Le sorprese della luna del verme

Da questa sera comincerà a farsi avanti una luna che sarà piena domani, il 7 marzo. È nota come “luna del verme”, un nome che affonda in echi di semine, lombrichi e piogge di primavera. Oltre a non brillar mai di luce propria, il satellite della terra questo mese è anche invertebrato, praticamente senza colonna. A pensarci bene, qual è la zona di comfort dei nostri amici striscianti? Una mela, ad esempio. Chiudendo gli occhi è possibile: la prima che verrà in mente sarà quella di un brand, circonfusa di led; ma se è stata appena morsa dall’uomo, vuol dire abbiamo sfrattato la natura… Potremmo fare come Caravaggio che, per farci riflettere sul perché una mela è “abitata” da un piccolo essere, dipinse la canestra di frutta più su dell’occhio, forzandoci a tendere il collo. “The worm moon” potrebbe essere invece un invito a piegarci un po’, magari solo per un momento ad ascoltare i ritmi della terra. Dunque, cosa chiedere alla luna di queste due sere? Proprio perché bacata, di fare miracoli.

C’era una volta il 30 febbraio

L’Amleto di Shakespeare diceva che «il tempo è fuori dai cardini» e che lui era nato per rimetterlo a posto. C’è stato chi l’ha preso alla lettera. Nel 1712 Carlo XII di Svezia si vide costretto a dotare il suo febbraio di un giorno in più oltre il 29, a causa di complicati incastri tra calendari. Molto tempo prima, era stato Augusto a rubare un giorno a febbraio, per portare a 31 quelli del “suo” mese, agosto, appunto. Quel 30 febbraio è rimasto perciò un unicum, un po’ rannicchiato nelle pieghe della storia: non sappiamo se qualche soldato svedese si distinse in battaglia (era in corso una guerra con la Russia di Pietro il Grande) o se c’è stato qualcosa degno di nota. Quelle 24 ore cercano ancora il loro quid; non ci resta che provare a cercarlo. Come ogni lunedì, l’agenda si sta riempendo di cose da fare, ma sappiamo che alcune non riusciremo proprio a defenestrarle: commissioni, giri a vuoto, fuochi fatui. Si potrebbe rimandare tutto al 30 febbraio, la giornata mondiale dei disegni procrastinati. Tanto, al rintocco di marzo, nessuno potrà venirci a chiedere il conto.

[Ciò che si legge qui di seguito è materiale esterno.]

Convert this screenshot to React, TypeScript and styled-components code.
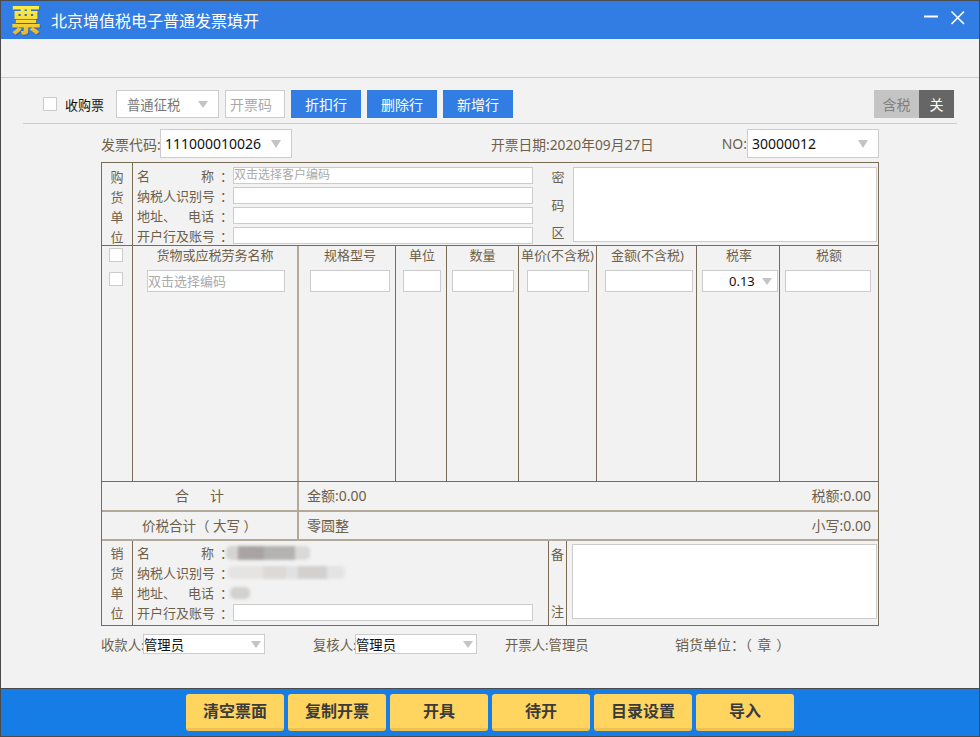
import { createGlobalStyle, styled } from 'styled-components'

const GlobalStyle = createGlobalStyle`
  html, body {
    margin: 0;
    padding: 0;
    background: #f2f2f2;
  }
  * {
    box-sizing: border-box;
  }
  body {
    font-family: "Noto Sans", "Noto Sans CJK SC", sans-serif;
    font-size: 13px;
    color: #6e5f4a;
  }
`

const LINE = '#7b6c55'
const SOFT_LINE = '#b3a999'

const Window = styled.div`
  width: 980px;
  height: 737px;
  display: flex;
  flex-direction: column;
  border: 1px solid #4a4a4a;
  background: #f2f2f2;
  overflow: hidden;
`

const TitleBar = styled.div`
  height: 38px;
  flex: none;
  display: flex;
  align-items: center;
  padding: 0 14px 0 10px;
  background: #317de3;
  color: #fff;
`

const Logo = styled.div`
  width: 30px;
  font-size: 30px;
  font-weight: 900;
  line-height: 38px;
  margin-right: 10px;
  background: linear-gradient(180deg, #fff44a 0%, #f7dc3a 50%, #e2a62c 100%);
  -webkit-background-clip: text;
  background-clip: text;
  color: transparent;
  filter: drop-shadow(1px 1px 0 rgba(60, 60, 60, 0.35));
`

const Title = styled.div`
  flex: 1;
  font-size: 16px;
`

const WindowIcons = styled.svg`
  display: block;
  margin-bottom: 4px;
`

const Band = styled.div`
  height: 39px;
  flex: none;
  border-bottom: 1px solid #cccccc;
`

const Toolbar = styled.div`
  height: 46px;
  margin: 0 22px;
  padding: 12px 3px 0 20px;
  flex: none;
  display: flex;
  align-items: flex-start;
  border-bottom: 1px solid #cccccc;
  font-size: 14px;
`

const CheckBox = styled.span`
  display: block;
  flex: none;
  width: 14px;
  height: 14px;
  background: #fff;
  border: 1px solid #cccccc;
`

const BuyLabel = styled.label`
  display: flex;
  align-items: center;
  gap: 8px;
  width: 73px;
  height: 28px;
  font-size: 13px;
  color: #111;
`

const Select = styled.div<{ $w: number; $h: number; $left: number; $right: number; $dark?: boolean; $size?: number }>`
  flex: none;
  width: ${(p) => p.$w}px;
  height: ${(p) => p.$h}px;
  display: flex;
  align-items: center;
  justify-content: space-between;
  padding: 0 ${(p) => p.$right}px 0 ${(p) => p.$left}px;
  background: #fff;
  border: 1px solid #cccccc;
  color: ${(p) => (p.$dark ? '#111' : '#777')};
  font-size: ${(p) => (p.$size ? `${p.$size}px` : 'inherit')};
`

const Caret = styled.i`
  display: block;
  flex: none;
  width: 0;
  height: 0;
  border-left: 5.5px solid transparent;
  border-right: 5.5px solid transparent;
  border-top: 8px solid #c4c4c4;
`

const SmallCaret = styled(Caret)`
  border-left-width: 5px;
  border-right-width: 5px;
  border-top-width: 7px;
`

const CodeInput = styled.div`
  width: 60px;
  height: 28px;
  margin: 0 6px;
  flex: none;
  display: flex;
  align-items: center;
  padding-left: 4px;
  background: #fff;
  border: 1px solid #cccccc;
  color: #aaaaaa;
`

const ToolButton = styled.button`
  width: 70px;
  height: 28px;
  margin-right: 6px;
  flex: none;
  border: 0;
  padding: 0;
  background: #317de3;
  color: #fff;
  font: inherit;
`

const Toggle = styled.div`
  margin-left: auto;
  height: 28px;
  display: flex;
`

const ToggleSide = styled.div<{ $on?: boolean }>`
  width: ${(p) => (p.$on ? 35 : 45)}px;
  display: flex;
  align-items: center;
  justify-content: center;
  background: ${(p) => (p.$on ? '#666666' : '#c4c4c4')};
  color: ${(p) => (p.$on ? '#fff' : '#808080')};
`

const Sheet = styled.div`
  width: 778px;
  margin-left: 100px;
  flex: 1;
`

const MetaRow = styled.div`
  height: 29px;
  margin-top: 5px;
  margin-bottom: 4px;
  display: flex;
  align-items: center;
  white-space: nowrap;
  font-size: 14px;
`

const MetaLabel = styled.div`
  width: 59px;
  flex: none;
`

const DateText = styled.div`
  margin-left: 199px;
  width: 231px;
  font-size: 13.75px;
`

const Invoice = styled.div`
  border: 1px solid ${LINE};
`

const PartyRow = styled.div<{ $h: number }>`
  height: ${(p) => p.$h}px;
  display: flex;
  border-bottom: 1px solid ${LINE};
  &:last-child {
    border-bottom: 0;
  }
`

const SideTitle = styled.div<{ $top: number }>`
  width: 31px;
  flex: none;
  display: flex;
  flex-direction: column;
  align-items: center;
  justify-content: space-between;
  padding: ${(p) => p.$top}px 0 3px;
  border-right: 1px solid ${LINE};
  line-height: 20px;
`

const Fields = styled.div<{ $w: number; $top: number }>`
  width: ${(p) => p.$w}px;
  flex: none;
  padding: ${(p) => p.$top}px 0 0 4px;
  display: flex;
  flex-direction: column;
  gap: 3px;
`

const Field = styled.div`
  height: 17px;
  display: flex;
  align-items: center;
`

const FieldLabel = styled.div`
  width: 96px;
  flex: none;
  display: flex;
  line-height: 16px;
  white-space: nowrap;
`

const LabelWords = styled.div`
  width: 77px;
  flex: none;
  display: flex;
  justify-content: space-between;
`

const Colon = styled.span`
  margin-left: 6px;
`

const FieldInput = styled.div`
  width: 300px;
  height: 17px;
  flex: none;
  background: #fff;
  border: 1px solid #cccccc;
  color: #aaaaaa;
  font-size: 12px;
  line-height: 14px;
`

const Smudge = styled.div<{ $w: number; $h: number; $shift: number; $tone: string }>`
  width: ${(p) => p.$w}px;
  height: ${(p) => p.$h}px;
  margin-left: ${(p) => p.$shift}px;
  flex: none;
  border-radius: 5px;
  background: ${(p) => p.$tone};
  filter: blur(1.5px);
`

const CipherTitle = styled.div`
  width: 30px;
  flex: none;
  display: flex;
  flex-direction: column;
  align-items: center;
  justify-content: space-between;
  padding: 4px 0 3px;
  line-height: 20px;
`

const NoteTitle = styled.div`
  width: 19px;
  flex: none;
  display: flex;
  flex-direction: column;
  align-items: center;
  justify-content: space-between;
  padding: 3px 0 4px;
  line-height: 20px;
  border-left: 1px solid ${LINE};
  border-right: 1px solid ${LINE};
`

const BigBox = styled.div<{ $w: number; $h: number; $left: number; $top: number }>`
  width: ${(p) => p.$w}px;
  height: ${(p) => p.$h}px;
  margin: ${(p) => p.$top}px 0 0 ${(p) => p.$left}px;
  background: #fff;
  border: 1px solid #cccccc;
`

const Items = styled.div`
  height: 236px;
  display: grid;
  grid-template-columns: 31px 166px 97px 51px 72px 78px 100px 83px 98px;
  border-bottom: 1px solid ${LINE};
`

const ItemCol = styled.div<{ $soft?: boolean; $pad?: number }>`
  display: flex;
  flex-direction: column;
  align-items: center;
  padding-left: ${(p) => p.$pad ?? 0}px;
  border-right: ${(p) => (p.$soft ? '2px' : '1px')} solid ${(p) => (p.$soft ? SOFT_LINE : LINE)};
  white-space: nowrap;
  &:last-child {
    border-right: 0;
  }
`

const CheckCol = styled(ItemCol)`
  padding: 2px 2px 0 0;
  gap: 10px;
`

const ColTitle = styled.div`
  height: 24px;
  line-height: 19px;
`

const CellInput = styled.div<{ $w: number; $shift?: number }>`
  width: ${(p) => p.$w}px;
  height: 22px;
  margin-left: ${(p) => p.$shift ?? 0}px;
  padding-bottom: 2px;
  flex: none;
  display: flex;
  align-items: center;
  background: #fff;
  border: 1px solid #cccccc;
  color: #aaaaaa;
`

const RateSelect = styled.div`
  width: 76px;
  height: 22px;
  margin-left: 2px;
  display: flex;
  align-items: center;
  justify-content: space-between;
  padding: 0 5px 0 26px;
  background: #fff;
  border: 1px solid #cccccc;
  color: #111;
`

const SumRow = styled.div<{ $h: number }>`
  height: ${(p) => p.$h}px;
  display: flex;
  border-bottom: 2px solid ${SOFT_LINE};
  font-size: 14px;
`

const SumLabel = styled.div<{ $gap?: number; $size?: number }>`
  width: 197px;
  flex: none;
  display: flex;
  align-items: center;
  justify-content: center;
  gap: ${(p) => p.$gap ?? 0}px;
  padding-bottom: 2px;
  white-space: pre;
  font-size: ${(p) => p.$size ?? 14}px;
  border-right: 2px solid ${SOFT_LINE};
`

const SumValue = styled.div`
  flex: 1;
  display: flex;
  align-items: center;
  justify-content: space-between;
  padding: 0 7px 2px 8px;
`

const SignRow = styled.div`
  height: 20px;
  margin-top: 8px;
  display: flex;
  align-items: center;
  white-space: nowrap;
  font-size: 13.33px;
`

const SignGroup = styled.div<{ $w: number }>`
  width: ${(p) => p.$w}px;
  flex: none;
  display: flex;
  align-items: center;
`

const SignLabel = styled.span`
  width: 42px;
  flex: none;
`

const StampText = styled.div`
  font-size: 14px;
  white-space: pre;
  word-spacing: 1.5px;
`

const Footer = styled.div`
  height: 48px;
  flex: none;
  display: flex;
  justify-content: center;
  gap: 4px;
  padding: 5px 0;
  border-top: 1px solid #4a4a4a;
  background: #157de5;
`

const ActionButton = styled.button`
  width: 98px;
  height: 37px;
  padding: 0 0 2px;
  border: 0;
  border-bottom: 3px solid #eec252;
  border-radius: 3px;
  background: #ffd45f;
  color: #3b3b3b;
  font: inherit;
  font-size: 16px;
  font-weight: 700;
`

function SpreadLabel({ left, right = '' }: { left: string; right?: string }) {
  return (
    <FieldLabel>
      <LabelWords>
        <span>{left}</span>
        <span>{right}</span>
      </LabelWords>
      <Colon>：</Colon>
    </FieldLabel>
  )
}

const ACTIONS = ['清空票面', '复制开票', '开具', '待开', '目录设置', '导入']

export default function App() {
  return (
    <>
      <GlobalStyle />
      <Window>
        <TitleBar>
          <Logo>票</Logo>
          <Title>北京增值税电子普通发票填开</Title>
          <WindowIcons width="41" height="16" viewBox="0 0 41 16" fill="none" stroke="#fff">
            <path d="M0 6.5h14" strokeWidth="2" />
            <path d="M27.5 1.5l12.5 12.5M40 1.5L27.5 14" strokeWidth="1.6" />
          </WindowIcons>
        </TitleBar>
        <Band />
        <Toolbar>
          <BuyLabel>
            <CheckBox />
            收购票
          </BuyLabel>
          <Select $w={103} $h={28} $left={10} $right={10} $size={13.33}>
            普通征税
            <SmallCaret />
          </Select>
          <CodeInput>开票码</CodeInput>
          <ToolButton>折扣行</ToolButton>
          <ToolButton>删除行</ToolButton>
          <ToolButton>新增行</ToolButton>
          <Toggle>
            <ToggleSide>含税</ToggleSide>
            <ToggleSide $on>关</ToggleSide>
          </Toggle>
        </Toolbar>
        <Sheet>
          <MetaRow>
            <MetaLabel>发票代码:</MetaLabel>
            <Select $w={132} $h={29} $left={4} $right={10} $dark>
              111000010026
              <Caret />
            </Select>
            <DateText>开票日期:2020年09月27日</DateText>
            NO:
            <Select $w={132} $h={29} $left={4} $right={10} $dark>
              30000012
              <Caret />
            </Select>
          </MetaRow>
          <Invoice>
            <PartyRow $h={83}>
              <SideTitle $top={4}>
                <span>购</span>
                <span>货</span>
                <span>单</span>
                <span>位</span>
              </SideTitle>
              <Fields $w={410} $top={4}>
                <Field>
                  <SpreadLabel left="名" right="称" />
                  <FieldInput>双击选择客户编码</FieldInput>
                </Field>
                <Field>
                  <SpreadLabel left="纳税人识别号" />
                  <FieldInput />
                </Field>
                <Field>
                  <SpreadLabel left="地址、" right="电话" />
                  <FieldInput />
                </Field>
                <Field>
                  <SpreadLabel left="开户行及账号" />
                  <FieldInput />
                </Field>
              </Fields>
              <CipherTitle>
                <span>密</span>
                <span>码</span>
                <span>区</span>
              </CipherTitle>
              <BigBox $w={304} $h={75} $left={0} $top={4} />
            </PartyRow>
            <Items>
              <CheckCol>
                <CheckBox />
                <CheckBox />
              </CheckCol>
              <ItemCol $soft>
                <ColTitle>货物或应税劳务名称</ColTitle>
                <CellInput $w={138} $shift={2}>双击选择编码</CellInput>
              </ItemCol>
              <ItemCol $pad={6}>
                <ColTitle>规格型号</ColTitle>
                <CellInput $w={80} />
              </ItemCol>
              <ItemCol $pad={2}>
                <ColTitle>单位</ColTitle>
                <CellInput $w={38} />
              </ItemCol>
              <ItemCol>
                <ColTitle>数量</ColTitle>
                <CellInput $w={62} />
              </ItemCol>
              <ItemCol>
                <ColTitle>单价(不含税)</ColTitle>
                <CellInput $w={62} />
              </ItemCol>
              <ItemCol $pad={2}>
                <ColTitle>金额(不含税)</ColTitle>
                <CellInput $w={88} $shift={2} />
              </ItemCol>
              <ItemCol $pad={2}>
                <ColTitle>税率</ColTitle>
                <RateSelect>
                  0.13
                  <SmallCaret />
                </RateSelect>
              </ItemCol>
              <ItemCol>
                <ColTitle>税额</ColTitle>
                <CellInput $w={86} $shift={-2} />
              </ItemCol>
            </Items>
            <SumRow $h={30}>
              <SumLabel $gap={21}>
                <span>合</span>
                <span>计</span>
              </SumLabel>
              <SumValue>
                <span>金额:0.00</span>
                <span>税额:0.00</span>
              </SumValue>
            </SumRow>
            <SumRow $h={29}>
              <SumLabel $size={13.5}>价税合计（ 大写 ）</SumLabel>
              <SumValue>
                <span>零圆整</span>
                <span>小写:0.00</span>
              </SumValue>
            </SumRow>
            <PartyRow $h={84}>
              <SideTitle $top={2}>
                <span>销</span>
                <span>货</span>
                <span>单</span>
                <span>位</span>
              </SideTitle>
              <Fields $w={415} $top={3}>
                <Field>
                  <SpreadLabel left="名" right="称" />
                  <Smudge
                    $w={84}
                    $h={14}
                    $shift={-7}
                    $tone="linear-gradient(90deg, #d6d3d0 0 14%, #a9a3a1 14% 45%, #b5b3b1 45% 82%, #dad9d8 82%)"
                  />
                </Field>
                <Field>
                  <SpreadLabel left="纳税人识别号" />
                  <Smudge
                    $w={117}
                    $h={13}
                    $shift={-5}
                    $tone="linear-gradient(90deg, #e6e4e2 0 30%, #dcd9d6 30% 50%, #e0e1e3 50% 60%, #d2d1cf 60% 85%, #e4e4e4 85%)"
                  />
                </Field>
                <Field>
                  <SpreadLabel left="地址、" right="电话" />
                  <Smudge $w={20} $h={12} $shift={-3} $tone="#d3d1cf" />
                </Field>
                <Field>
                  <SpreadLabel left="开户行及账号" />
                  <FieldInput />
                </Field>
              </Fields>
              <NoteTitle>
                <span>备</span>
                <span>注</span>
              </NoteTitle>
              <BigBox $w={305} $h={75} $left={5} $top={3} />
            </PartyRow>
          </Invoice>
          <SignRow>
            <SignGroup $w={212}>
              <SignLabel>收款人:</SignLabel>
              <Select $w={122} $h={20} $left={0} $right={3} $dark>
                管理员
                <SmallCaret />
              </Select>
            </SignGroup>
            <SignGroup $w={192}>
              <SignLabel>复核人:</SignLabel>
              <Select $w={122} $h={20} $left={0} $right={3} $dark>
                管理员
                <SmallCaret />
              </Select>
            </SignGroup>
            <SignGroup $w={170}>开票人:管理员</SignGroup>
            <SignGroup $w={130}>
              <StampText>销货单位：（ 章 ）</StampText>
            </SignGroup>
          </SignRow>
        </Sheet>
        <Footer>
          {ACTIONS.map((name) => (
            <ActionButton key={name}>{name}</ActionButton>
          ))}
        </Footer>
      </Window>
    </>
  )
}
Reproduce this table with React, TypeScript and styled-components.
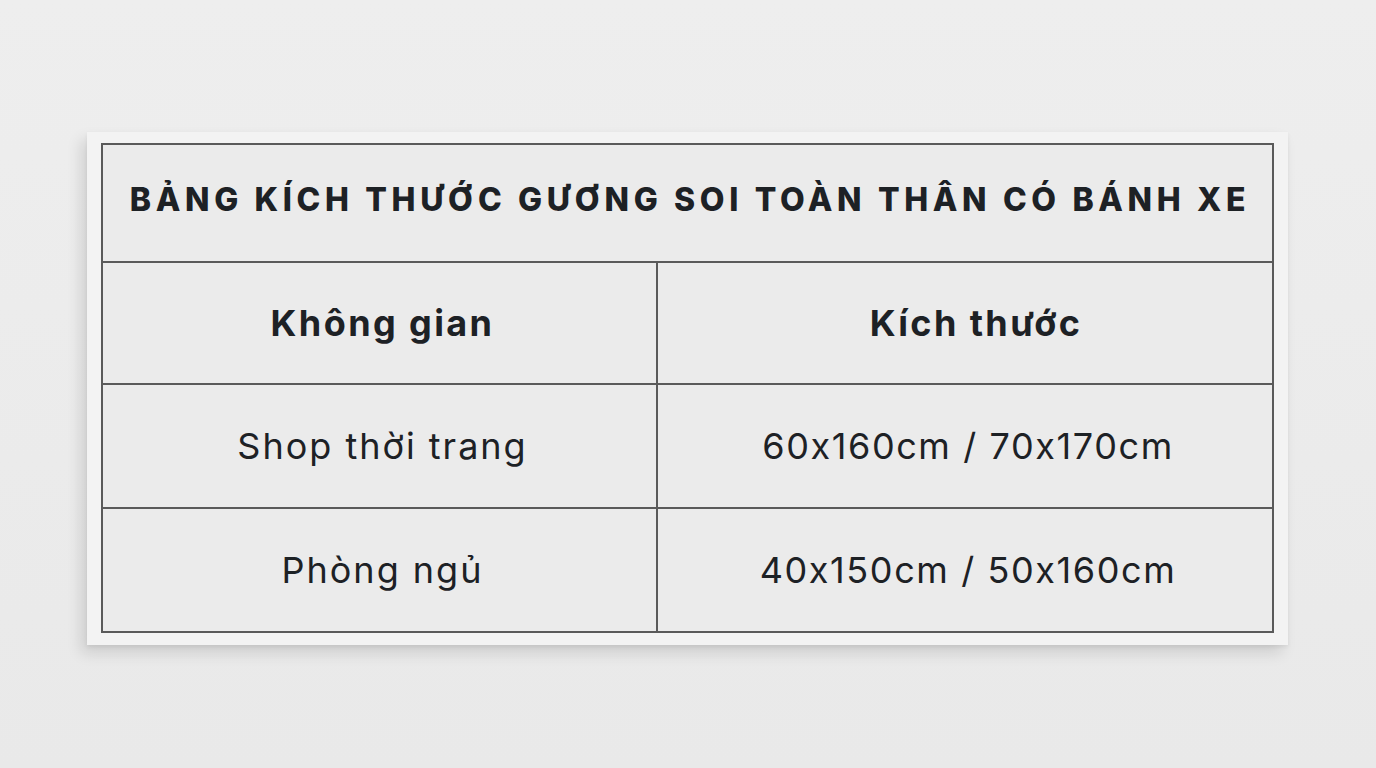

A Carnevale il comico non vale

Una cosa bella del Carnevale è che fa di tutti i contrari dei coinquilini placidi: il popolare e l’agiato, giovane e agé, mesti e no. Ma non esiste un costume che identifichi il comico dall’umorista. Per questo, proviamo a fare un po’ di chiarezza. Luigi Pirandello scriveva che al vedere in strada una donna “parata come un pappagallo” è probabile che arriverà una risata. In lei, infatti, c’è qualcosa che avvertiamo come contrario al canone. Può essere, però, che la stessa signora non provi alcun piacere ad abbigliarsi in quel modo; dietro quei paramenti potrebbe esserci un marito da trattenere, o anni che si è restii a contare… Lo scrittore conclude che la riflessione ci fa avvertire il sentimento del contrario e il comico sfiorirà a vantaggio dell’humor. Ci guadagna la signora, per cui ogni giorno sarà Carnevale: variopinta ma nel lusso dell’anonimato. Ma ci guadagna anche chi è dall’altra parte: un po’ di r-humor-e nell’ordinario restituisce quella sensazione di sentirsi sempre freschi come un fiore.